Ideally, if you have time, you can put the dough straight into the fridge for another 24 hours of cold fermentation.
Traditional Method (optional)
The traditional method isn’t much different to the one above, just quicker and messier.
You start by mixing the ingredients together in a bowl then kneading the wet dough ball on a floured countertop for about 10 minutes. When the dough is silky and smooth, place it back in a covered container for 2 hours or until it increases in size. How fast and how much the dough expands will depend on the potency of your yeast and the temperature of your kitchen.
When the dough has risen, divide it up into individual pizza dough balls. This recipe will create one (1) 500 gram batch of pizza dough which you can divide in half for two (2) 250 gram balls . I find 250 grams is perfect for most styles of pizza and fits easily into most home ovens. But feel free to change the math on the recipe to make bigger or smaller dough balls.
Tip: This pizza dough is extremely wet and will be difficult to knead by hand. This is why I prefer the no-knead method of letting the dough sit overnight. If you do knead by hand, be sure to very lightly oil your hands, or use a dough scraper to stretch and fold the dough onto itself. Be sparing with table flour as well or it will absorb and dehydrate the dough.
How To Proof 70% Hydration Pizza Dough
After you’ve mixed your pizza dough and let it rest until the gluten is fully developed, it’s time for the most important step: proofing. Proofing is the final stage just before you actually stretch the dough into a pizza and bake it.
To proof the dough, you first need to divide the dough into individual portions and form them into a tight balls. You’ll then place the dough balls into sealed plastic containers and let them proof at room temperature until the dough is fully relaxed and full of air. If you’re following my recipe, this will take about 6-7 hours. If that’s too long for you to wait, you can always add more yeast to the original recipe.

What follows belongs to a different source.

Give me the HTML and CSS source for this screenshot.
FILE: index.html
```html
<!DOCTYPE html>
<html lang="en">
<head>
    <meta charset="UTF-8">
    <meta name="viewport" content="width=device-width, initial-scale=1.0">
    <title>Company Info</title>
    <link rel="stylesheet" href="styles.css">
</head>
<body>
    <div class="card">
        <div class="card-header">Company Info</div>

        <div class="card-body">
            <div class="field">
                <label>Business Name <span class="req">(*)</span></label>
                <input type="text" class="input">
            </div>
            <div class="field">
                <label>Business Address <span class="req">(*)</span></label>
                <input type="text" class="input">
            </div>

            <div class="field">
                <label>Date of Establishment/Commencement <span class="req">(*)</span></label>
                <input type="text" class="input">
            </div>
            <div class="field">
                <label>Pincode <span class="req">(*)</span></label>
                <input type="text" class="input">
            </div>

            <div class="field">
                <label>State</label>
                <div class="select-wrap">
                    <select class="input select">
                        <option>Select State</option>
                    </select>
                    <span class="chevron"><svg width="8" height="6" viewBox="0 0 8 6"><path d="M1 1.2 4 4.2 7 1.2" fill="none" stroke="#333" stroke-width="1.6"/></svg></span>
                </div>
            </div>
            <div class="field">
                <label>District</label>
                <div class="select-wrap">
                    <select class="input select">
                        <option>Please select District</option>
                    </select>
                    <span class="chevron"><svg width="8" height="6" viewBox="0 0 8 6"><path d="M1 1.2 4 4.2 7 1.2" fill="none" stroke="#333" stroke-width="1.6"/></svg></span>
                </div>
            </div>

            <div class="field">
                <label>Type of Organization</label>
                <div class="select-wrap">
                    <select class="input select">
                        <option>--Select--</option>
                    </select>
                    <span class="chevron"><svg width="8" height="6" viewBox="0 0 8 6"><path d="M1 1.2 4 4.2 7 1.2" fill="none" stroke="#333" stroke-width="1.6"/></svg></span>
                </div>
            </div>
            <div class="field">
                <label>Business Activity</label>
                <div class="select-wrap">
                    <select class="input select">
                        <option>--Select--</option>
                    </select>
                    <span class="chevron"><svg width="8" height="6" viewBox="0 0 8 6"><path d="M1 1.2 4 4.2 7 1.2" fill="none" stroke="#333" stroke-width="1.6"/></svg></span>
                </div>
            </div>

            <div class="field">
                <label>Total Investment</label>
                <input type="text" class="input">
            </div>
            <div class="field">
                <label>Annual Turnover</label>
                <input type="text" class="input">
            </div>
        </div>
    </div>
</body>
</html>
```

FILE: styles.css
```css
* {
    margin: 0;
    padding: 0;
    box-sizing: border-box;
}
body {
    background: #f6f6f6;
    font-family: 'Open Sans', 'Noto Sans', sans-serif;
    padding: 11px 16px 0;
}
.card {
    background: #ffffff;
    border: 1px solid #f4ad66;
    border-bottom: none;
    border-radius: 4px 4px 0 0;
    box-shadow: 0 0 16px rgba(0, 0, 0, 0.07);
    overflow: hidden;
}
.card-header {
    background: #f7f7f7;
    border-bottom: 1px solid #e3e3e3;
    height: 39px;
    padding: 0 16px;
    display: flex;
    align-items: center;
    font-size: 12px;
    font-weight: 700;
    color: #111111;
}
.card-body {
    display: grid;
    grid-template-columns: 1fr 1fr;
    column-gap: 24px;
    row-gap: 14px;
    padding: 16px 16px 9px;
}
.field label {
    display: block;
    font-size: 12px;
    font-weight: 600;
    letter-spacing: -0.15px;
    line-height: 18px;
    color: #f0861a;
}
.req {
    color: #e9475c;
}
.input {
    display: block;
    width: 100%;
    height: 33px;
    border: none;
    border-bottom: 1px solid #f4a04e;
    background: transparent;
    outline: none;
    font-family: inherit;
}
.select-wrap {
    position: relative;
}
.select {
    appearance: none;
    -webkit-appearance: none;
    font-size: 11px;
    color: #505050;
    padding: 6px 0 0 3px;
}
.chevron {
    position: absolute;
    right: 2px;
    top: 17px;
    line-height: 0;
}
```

More yeast generally means less time proofing, but it won’t taste as good as using minimal yeast like I do.
For more information, just follow my tutorial on balling and proofing pizza dough.

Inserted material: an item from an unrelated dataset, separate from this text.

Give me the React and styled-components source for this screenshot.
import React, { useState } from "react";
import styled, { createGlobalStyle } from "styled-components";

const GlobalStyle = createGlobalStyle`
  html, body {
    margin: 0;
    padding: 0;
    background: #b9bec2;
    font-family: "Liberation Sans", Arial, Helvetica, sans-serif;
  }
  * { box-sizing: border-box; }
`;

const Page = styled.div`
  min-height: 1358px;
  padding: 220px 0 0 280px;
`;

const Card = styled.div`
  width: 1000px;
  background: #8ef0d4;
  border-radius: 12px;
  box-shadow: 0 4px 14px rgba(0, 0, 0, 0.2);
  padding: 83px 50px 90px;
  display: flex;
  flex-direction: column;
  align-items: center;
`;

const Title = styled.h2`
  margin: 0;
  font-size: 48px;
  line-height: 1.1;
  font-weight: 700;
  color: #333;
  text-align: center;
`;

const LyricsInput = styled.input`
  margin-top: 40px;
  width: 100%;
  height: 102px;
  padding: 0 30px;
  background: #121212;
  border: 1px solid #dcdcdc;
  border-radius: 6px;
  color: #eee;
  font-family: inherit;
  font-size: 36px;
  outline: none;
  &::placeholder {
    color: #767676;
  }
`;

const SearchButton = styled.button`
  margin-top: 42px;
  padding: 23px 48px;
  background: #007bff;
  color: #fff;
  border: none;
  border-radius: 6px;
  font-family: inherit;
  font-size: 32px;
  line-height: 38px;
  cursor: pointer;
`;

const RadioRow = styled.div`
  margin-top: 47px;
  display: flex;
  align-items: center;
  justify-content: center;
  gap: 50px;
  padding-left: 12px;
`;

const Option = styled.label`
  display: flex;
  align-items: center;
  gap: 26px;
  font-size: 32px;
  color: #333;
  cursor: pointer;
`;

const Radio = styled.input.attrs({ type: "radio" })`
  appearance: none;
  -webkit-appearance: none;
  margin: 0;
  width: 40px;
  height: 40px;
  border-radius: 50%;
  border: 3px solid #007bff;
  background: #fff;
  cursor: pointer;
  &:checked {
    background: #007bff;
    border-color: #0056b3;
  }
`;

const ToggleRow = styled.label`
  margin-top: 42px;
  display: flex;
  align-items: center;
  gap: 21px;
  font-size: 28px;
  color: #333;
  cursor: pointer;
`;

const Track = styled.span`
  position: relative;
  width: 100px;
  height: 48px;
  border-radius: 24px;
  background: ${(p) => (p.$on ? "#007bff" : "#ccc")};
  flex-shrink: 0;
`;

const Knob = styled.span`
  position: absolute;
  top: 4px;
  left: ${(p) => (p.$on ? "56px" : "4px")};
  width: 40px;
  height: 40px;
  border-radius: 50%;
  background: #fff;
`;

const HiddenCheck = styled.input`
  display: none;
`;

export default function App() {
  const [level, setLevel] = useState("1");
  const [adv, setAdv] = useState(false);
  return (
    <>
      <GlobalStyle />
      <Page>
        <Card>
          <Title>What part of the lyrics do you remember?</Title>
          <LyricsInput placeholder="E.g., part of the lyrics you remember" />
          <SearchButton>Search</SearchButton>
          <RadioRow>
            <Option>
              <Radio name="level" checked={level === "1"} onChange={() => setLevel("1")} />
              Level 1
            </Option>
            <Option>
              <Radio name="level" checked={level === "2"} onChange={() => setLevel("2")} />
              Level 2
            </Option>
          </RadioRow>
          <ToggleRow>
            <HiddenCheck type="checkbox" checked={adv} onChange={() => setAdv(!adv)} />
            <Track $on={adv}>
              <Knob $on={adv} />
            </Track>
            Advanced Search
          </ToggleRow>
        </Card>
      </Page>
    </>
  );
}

How to Handle & Stretch A 70% Hydration Pizza Dough
Making a recipe is easy: just mix the ingredients together and wait. But actually using a pizza dough with this much hydration is the challenging part.
That said, working with high hydration pizza dough is super simple if you know what you’re doing. It helps to use lots of semolina flour on the surface where you’re working. I also like to give my proofed dough balls a “flour bath” before stretching, which basically just means covering all sides with flour to prevent sticking.
In terms of stretching, you just want to be very gentle compared to working with a regular low hydration pizza dough. I recommend gently pressing from the middle of the dough outwards to push the air into the outer crust. You can then gently stretch the dough over your knuckles until it’s the right size.
For a full set of instructions on how to do this, you can refer to my full tutorial (including video) on stretching high hydration pizza dough here.
What Flour To Use For 70% Hydration Pizza Dough
You can use any kind of flour you want to make a good pizza dough, as long as it contains gluten. That said, I prefer to use a high-quality 00 flour because its high protein content extra fine milling gives you a strong dough with a delicate texture. This is the essence of Neapolitan style pizza crust.
You can find a full list of which flours I prefer when making pizza here.
But not everyone has access (or the budget) for expensive 00 flour. In those cases, I recommend using bread flour or a mix of bread flour and All-Purpose flour. Bread flour is high in protein and gluten, which is necessary for a strong and bubbly crust. All-purpose can work as well, but the dough will be weaker because of its lower protein content. This is why I recommend mixing all-purpose with bread flour if you have it.